Friday, April 8, 2011

Shutdown Countdown, Part 16

As the specter of a government shutdown looms, let's keep in perspective what the Democrats have done:  given up some $33 billion in spending, matching the GOP House Appropriations Committee and their original proposal some 2 months ago.  The problem is not the money.  It never was.  The problem is the Tea Party wants to punish everyone who does not believe as they do, and they are now willing to close the government indefinitely to do it.

Ezra Klein argues that we even know pretty much what the final 2010 funding deal will look like.

Eventually, a deal will be struck. It will either come in the next few hours, or after the federal government shuts down for some period of time.
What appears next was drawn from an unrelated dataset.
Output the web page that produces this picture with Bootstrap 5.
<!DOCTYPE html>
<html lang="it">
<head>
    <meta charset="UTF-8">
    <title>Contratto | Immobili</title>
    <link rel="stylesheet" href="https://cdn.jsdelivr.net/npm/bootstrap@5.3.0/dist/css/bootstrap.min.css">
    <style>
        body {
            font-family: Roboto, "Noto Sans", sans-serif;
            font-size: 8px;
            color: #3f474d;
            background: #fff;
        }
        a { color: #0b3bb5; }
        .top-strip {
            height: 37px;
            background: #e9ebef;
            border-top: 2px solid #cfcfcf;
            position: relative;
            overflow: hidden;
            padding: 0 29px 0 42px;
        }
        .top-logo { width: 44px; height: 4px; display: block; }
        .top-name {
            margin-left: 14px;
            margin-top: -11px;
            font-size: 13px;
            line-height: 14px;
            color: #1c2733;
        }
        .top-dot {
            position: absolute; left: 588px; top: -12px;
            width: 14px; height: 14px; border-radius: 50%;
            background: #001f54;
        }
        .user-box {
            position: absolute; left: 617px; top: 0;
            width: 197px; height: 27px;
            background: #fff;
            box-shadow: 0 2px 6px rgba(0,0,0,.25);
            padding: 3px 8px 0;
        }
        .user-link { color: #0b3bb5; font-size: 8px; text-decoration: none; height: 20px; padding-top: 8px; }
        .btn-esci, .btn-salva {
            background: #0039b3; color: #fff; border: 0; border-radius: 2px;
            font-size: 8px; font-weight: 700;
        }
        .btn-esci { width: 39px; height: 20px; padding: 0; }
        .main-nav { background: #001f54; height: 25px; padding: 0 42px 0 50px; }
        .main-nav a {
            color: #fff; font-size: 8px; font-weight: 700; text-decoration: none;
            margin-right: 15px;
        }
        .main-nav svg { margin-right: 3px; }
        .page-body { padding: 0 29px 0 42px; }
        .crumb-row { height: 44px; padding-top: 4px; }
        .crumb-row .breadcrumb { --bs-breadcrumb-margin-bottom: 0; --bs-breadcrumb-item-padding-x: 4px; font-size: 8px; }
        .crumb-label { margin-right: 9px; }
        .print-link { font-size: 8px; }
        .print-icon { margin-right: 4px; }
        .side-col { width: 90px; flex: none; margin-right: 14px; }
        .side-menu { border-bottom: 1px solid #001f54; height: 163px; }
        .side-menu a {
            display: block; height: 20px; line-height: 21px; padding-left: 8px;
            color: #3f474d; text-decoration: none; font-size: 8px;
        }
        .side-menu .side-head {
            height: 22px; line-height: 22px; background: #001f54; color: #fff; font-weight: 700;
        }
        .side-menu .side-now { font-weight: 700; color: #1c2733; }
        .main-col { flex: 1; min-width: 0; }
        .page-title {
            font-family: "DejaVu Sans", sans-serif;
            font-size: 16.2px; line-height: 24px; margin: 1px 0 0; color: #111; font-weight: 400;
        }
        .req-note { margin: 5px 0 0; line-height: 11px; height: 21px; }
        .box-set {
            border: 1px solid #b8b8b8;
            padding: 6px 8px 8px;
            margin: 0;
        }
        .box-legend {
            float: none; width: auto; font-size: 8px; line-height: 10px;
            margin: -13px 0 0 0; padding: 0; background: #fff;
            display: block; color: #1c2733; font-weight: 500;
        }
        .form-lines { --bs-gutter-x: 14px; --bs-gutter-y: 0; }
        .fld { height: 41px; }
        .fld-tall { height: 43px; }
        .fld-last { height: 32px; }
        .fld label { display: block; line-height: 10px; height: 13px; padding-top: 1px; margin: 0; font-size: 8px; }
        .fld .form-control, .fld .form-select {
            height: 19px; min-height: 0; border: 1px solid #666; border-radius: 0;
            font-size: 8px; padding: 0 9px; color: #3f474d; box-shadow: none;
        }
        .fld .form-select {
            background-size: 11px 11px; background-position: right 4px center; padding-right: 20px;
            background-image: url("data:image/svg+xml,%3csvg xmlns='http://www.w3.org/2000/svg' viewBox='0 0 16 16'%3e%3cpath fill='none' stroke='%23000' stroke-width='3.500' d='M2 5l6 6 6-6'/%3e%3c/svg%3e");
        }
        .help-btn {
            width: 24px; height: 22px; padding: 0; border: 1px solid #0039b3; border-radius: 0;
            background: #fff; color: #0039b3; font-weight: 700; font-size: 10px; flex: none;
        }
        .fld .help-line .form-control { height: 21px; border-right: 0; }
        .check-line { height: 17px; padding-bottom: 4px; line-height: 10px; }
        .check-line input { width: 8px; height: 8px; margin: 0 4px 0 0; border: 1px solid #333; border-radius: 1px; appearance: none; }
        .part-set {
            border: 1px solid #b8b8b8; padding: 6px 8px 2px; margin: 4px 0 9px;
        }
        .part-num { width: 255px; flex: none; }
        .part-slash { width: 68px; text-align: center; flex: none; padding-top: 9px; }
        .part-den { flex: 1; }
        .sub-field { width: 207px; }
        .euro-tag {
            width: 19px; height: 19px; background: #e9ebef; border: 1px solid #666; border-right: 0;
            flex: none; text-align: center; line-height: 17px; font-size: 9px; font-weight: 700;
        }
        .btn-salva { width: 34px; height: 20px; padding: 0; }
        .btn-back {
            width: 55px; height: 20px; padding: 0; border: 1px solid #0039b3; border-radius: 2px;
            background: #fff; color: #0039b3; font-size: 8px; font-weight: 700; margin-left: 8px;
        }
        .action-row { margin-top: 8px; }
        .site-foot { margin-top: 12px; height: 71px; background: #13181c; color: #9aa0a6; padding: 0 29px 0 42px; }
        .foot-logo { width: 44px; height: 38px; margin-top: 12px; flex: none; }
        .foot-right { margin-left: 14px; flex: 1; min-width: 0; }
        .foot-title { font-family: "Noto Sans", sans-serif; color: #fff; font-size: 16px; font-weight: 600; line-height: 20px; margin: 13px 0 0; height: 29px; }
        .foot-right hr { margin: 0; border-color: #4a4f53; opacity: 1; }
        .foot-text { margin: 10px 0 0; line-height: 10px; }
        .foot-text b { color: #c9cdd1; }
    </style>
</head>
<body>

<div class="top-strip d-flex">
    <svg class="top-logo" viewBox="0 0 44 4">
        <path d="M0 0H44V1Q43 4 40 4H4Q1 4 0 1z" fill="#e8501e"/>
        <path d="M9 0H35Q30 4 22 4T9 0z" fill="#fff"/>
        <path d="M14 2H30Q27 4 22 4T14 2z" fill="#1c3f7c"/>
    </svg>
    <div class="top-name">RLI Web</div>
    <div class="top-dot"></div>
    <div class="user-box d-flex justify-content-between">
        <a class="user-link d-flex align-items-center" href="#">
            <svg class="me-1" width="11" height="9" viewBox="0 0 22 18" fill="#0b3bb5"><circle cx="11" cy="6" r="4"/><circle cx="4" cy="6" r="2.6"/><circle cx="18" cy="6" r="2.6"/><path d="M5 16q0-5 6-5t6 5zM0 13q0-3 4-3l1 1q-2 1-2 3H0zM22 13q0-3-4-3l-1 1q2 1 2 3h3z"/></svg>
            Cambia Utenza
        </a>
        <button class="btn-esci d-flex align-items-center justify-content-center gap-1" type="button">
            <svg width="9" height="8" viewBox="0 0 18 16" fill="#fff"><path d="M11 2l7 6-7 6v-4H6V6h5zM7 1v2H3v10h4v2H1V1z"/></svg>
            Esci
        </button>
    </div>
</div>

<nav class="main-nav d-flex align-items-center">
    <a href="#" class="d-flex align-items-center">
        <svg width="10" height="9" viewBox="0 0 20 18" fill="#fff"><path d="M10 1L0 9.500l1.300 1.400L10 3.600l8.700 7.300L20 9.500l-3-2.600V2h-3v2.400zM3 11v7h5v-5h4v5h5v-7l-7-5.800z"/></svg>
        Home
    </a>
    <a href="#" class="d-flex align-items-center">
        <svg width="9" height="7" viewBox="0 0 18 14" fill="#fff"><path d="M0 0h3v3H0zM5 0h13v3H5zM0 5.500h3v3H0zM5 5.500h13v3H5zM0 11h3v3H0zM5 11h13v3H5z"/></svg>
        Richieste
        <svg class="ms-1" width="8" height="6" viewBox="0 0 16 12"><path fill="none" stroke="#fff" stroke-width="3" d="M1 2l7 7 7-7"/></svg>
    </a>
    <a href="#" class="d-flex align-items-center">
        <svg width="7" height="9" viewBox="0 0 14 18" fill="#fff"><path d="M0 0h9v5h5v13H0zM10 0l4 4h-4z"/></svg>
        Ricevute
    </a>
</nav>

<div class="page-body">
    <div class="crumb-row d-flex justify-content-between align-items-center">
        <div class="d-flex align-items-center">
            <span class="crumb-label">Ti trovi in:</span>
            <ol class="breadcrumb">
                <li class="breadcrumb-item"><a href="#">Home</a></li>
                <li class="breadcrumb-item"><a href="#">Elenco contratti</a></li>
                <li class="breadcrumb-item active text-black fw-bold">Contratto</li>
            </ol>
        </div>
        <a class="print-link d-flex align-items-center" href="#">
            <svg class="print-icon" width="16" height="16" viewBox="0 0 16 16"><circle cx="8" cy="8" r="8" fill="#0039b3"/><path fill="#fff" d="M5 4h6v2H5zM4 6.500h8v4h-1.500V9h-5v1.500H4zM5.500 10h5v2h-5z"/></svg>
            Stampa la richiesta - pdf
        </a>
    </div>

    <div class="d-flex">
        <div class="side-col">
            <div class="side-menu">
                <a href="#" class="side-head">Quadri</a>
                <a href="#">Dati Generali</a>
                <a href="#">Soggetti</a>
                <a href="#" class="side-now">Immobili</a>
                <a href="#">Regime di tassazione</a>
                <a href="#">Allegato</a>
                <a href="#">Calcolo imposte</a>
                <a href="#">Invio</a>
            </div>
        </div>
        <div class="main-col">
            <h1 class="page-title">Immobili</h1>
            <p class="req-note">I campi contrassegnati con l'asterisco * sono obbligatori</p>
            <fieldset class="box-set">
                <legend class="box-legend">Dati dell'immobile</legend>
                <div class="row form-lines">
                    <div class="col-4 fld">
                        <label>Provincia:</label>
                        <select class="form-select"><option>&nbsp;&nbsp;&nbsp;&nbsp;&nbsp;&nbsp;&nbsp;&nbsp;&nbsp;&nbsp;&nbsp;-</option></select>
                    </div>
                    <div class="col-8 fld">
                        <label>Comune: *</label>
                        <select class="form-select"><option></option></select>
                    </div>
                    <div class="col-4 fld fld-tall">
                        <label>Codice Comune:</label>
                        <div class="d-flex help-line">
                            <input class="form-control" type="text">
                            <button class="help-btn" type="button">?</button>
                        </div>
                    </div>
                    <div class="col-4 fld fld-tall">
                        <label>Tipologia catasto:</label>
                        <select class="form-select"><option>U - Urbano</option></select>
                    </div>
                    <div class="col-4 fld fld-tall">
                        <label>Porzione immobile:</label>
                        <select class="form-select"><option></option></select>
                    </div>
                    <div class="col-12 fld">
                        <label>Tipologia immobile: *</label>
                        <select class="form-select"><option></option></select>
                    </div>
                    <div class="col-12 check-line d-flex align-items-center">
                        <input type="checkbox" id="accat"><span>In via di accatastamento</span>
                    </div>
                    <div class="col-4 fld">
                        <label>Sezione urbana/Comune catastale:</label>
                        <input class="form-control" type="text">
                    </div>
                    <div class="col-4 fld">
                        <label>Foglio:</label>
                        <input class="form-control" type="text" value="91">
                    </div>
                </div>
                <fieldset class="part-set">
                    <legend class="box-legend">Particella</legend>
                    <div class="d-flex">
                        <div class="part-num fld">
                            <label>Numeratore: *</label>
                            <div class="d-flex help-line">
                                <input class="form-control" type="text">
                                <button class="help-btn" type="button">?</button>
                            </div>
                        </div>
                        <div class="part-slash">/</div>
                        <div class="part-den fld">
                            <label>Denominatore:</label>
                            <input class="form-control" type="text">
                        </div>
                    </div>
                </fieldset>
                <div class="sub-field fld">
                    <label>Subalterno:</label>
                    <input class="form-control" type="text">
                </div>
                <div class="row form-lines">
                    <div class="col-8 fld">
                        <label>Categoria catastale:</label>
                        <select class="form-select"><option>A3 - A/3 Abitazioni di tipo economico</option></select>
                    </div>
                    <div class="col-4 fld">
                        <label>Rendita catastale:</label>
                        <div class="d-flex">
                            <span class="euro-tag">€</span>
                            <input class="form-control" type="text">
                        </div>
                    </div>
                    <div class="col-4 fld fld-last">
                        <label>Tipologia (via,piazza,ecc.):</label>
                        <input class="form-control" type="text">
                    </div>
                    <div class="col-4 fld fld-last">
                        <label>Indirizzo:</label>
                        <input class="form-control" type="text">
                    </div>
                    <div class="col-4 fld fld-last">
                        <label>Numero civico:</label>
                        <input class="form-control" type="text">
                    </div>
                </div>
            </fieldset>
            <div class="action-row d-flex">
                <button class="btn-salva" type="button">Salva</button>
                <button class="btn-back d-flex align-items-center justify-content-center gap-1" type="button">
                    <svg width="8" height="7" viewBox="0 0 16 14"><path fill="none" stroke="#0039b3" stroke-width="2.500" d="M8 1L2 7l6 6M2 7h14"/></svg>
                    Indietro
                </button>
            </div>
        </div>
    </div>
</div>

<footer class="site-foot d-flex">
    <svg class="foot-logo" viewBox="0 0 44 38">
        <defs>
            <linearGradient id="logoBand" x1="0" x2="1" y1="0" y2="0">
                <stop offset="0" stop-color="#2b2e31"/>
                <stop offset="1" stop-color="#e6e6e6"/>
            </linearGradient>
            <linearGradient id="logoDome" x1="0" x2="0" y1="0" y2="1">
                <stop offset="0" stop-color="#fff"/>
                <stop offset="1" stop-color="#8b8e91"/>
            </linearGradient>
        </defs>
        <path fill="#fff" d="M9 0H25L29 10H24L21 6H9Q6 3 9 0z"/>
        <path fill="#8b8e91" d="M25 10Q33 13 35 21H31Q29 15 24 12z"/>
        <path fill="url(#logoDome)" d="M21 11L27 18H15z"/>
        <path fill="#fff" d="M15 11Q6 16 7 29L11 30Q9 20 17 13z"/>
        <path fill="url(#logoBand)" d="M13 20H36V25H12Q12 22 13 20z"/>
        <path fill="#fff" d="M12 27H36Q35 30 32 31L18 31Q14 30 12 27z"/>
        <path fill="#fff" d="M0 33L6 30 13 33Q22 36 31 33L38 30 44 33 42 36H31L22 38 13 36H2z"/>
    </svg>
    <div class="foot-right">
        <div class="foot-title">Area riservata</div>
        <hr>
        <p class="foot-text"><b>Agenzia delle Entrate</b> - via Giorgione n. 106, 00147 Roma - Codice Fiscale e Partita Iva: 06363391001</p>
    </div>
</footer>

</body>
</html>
What makes the possibility of a shutdown so baffling is that we not only know what’s going to be in this deal, but approximately what it will look like. Here are the three elements:

1) the quantity of cuts, which most observers expect to fall between $33 billion and $40 billion when added to the $10 billion in cuts that have already passed;

2) the location of the cuts, which Republicans hope to concentrate in the 12 percent of the budget known as non-defense discretionary spending (here’s a useful guide to that category of spending), and which Democrats want to spread more widely across the federal budget;

3) the policy riders House Republicans attached to H.R.1, and in particular, the riders relating to abortion and the Environmental Protection Agency’s efforts to regulate carbon.

From talking to people involved in the negotiations, I’d say it’s a safe bet that the final deal will include about $35 billion in total cuts, a lot of which will come from non-defense discretionary spending but a fair amount of which won’t, and some sort of policy rider wherein Planned Parenthood can’t use the federal money it gets for abortions, but it can still receive federal money. This would be similar to the deal we saw on abortion funding in the health-care law.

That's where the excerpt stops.